MSCI, the premier indexing company for international investing, today rolled out an index of the 50 biggest mainland China-listed stocks in a move that may challenge FTSE, which already has a China 50 index that iShares plans to use in a proposed equity fund.
The MSCI China A 50 Index, a tradable proxy for the broader MSCI China A Index, is composed of the largest 50 constituents of the flagship parent index and is ranked by domestic free float-adjusted market capitalization, MSCI said today in a press release.
“We expect the new MSCI China A 50 Index will serve as the basis for a number of index-linked investment vehicles, ultimately providing investors with more choices for gaining exposure to the China A-Share market,” Theodore Niggli, head the MSCI Asia Index business, said in the statement.
The only existing U.S.-listed exchange-traded fund now available that targets China A-shares is the Market Vectors China ETF (PEK), which has gathered $11.7 million in assets.
Also, in January 2011, BlackRock’s iShares, the world’s biggest ETF company, put the iShares FTSE China A50 Index Fund into registration. The fund will be based on the FTSE China A50 Index, which also targets the top 50 firms on the Chinese mainland.
MSCI is no doubt looking to attract the interest of sponsors such as iShares that want to crack into China’s A-shares markets, which many analysts believe may be the best way to tap into the long-term growth story of the world’s second-largest economy.
But, for now, there’s a catch.
A-Shares And QFII
Because funds such as PEK currently can’t legally own the underlying A-shares, they achieve the exposure synthetically, though PEK’s sponsor Van Eck hopes to begin packaging the fund before long using actual underlying shares.
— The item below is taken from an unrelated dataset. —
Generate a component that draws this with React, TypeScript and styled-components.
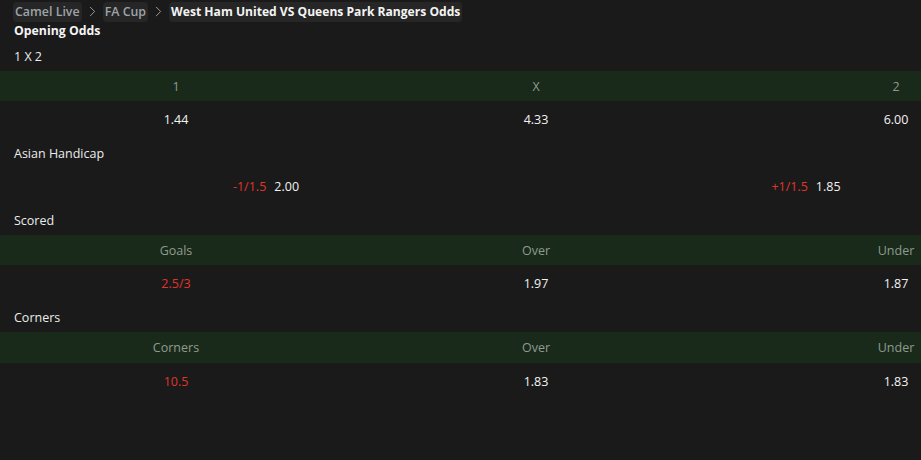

More generally, access to the A-shares market for non-Chinese nationals requires qualified foreign institutional investor status, or QFII. Van Eck has QFII status to the tune of $100 million of exposure, which means it should have no problem keeping trade relatively smooth in PEK—again, a fund with less than $12 million in assets.
Thus, most funds for foreigners investing in China focus on companies listed in Hong Kong, such as the $6.14 billion iShares FTSE China 25 Index Fund (FXI).
The MSCI Index
By including the 50 largest Shanghai- and Shenzhen-listed A shares, and excluding “special treatment” securities—which can raise investability concerns—the MSCI China A 50 Index is a representative and easily replicable alternative to the MSCI China A Index, the indexing company said.
The MSCI China A 50 Index is also designed for reduced turnover, while remaining closely correlated to its parent index and sharing the same quarterly rebalancing schedule with a majority of the MSCI global index families.